In fact the countries of the region have made great progress in the institutional development of their cooperation in the area. The Black Sea Economic Cooperation and its institutions are firmly established and are ready to make their contribution to the economic development of the region.

When we turn to the future we see that many of the building blocks are in place for an accelerated development of the countries of the region through the appropriate use of their natural resources. Their privileged location in the confluence of two great continents allows them to play a key role in the further development of the transportation and energy networks that will be the backbone for their development.

The realisation that we are menaced today by great global and regional environmental degradation places on these countries a special obligation to develop all their resources in a sustainable manner.

I grew up on the shores of another landlocked sea, the Baltic.

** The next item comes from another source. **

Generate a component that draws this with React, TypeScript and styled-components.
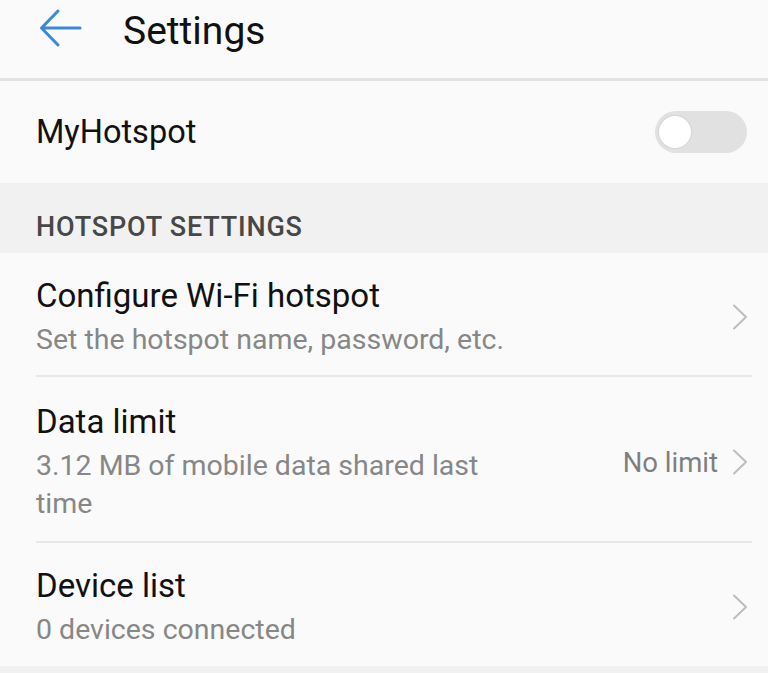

When I was a child the Baltic Sea was a military border between East and West. Today most of the countries surrounding the Baltic Sea are - or are about to become - members of the European Union. Today it is a realistic description - and not just an expression of Cold War propaganda - to call the Baltic a 'Sea of Peace'. Even so, the Baltic is also a sea in crisis. Like the Black Sea, it is threatened by pollution and eutrophication.

The Black Sea is about to become a sea on the borders of Member States of the European Union. It is still a sea in crisis in more ways than one. We all have a responsibility to work for a future in which the Black Sea will regain its equilibrium and become a sea bringing people and cultures together, not dividing them.

A satellite picture gives us the right perspective on our world: we cannot see the national or military borders, which have cost so much blood and suffering. We can see that we live in one environment, the planet Earth. And like Xenophon's soldiers we can see the Sea!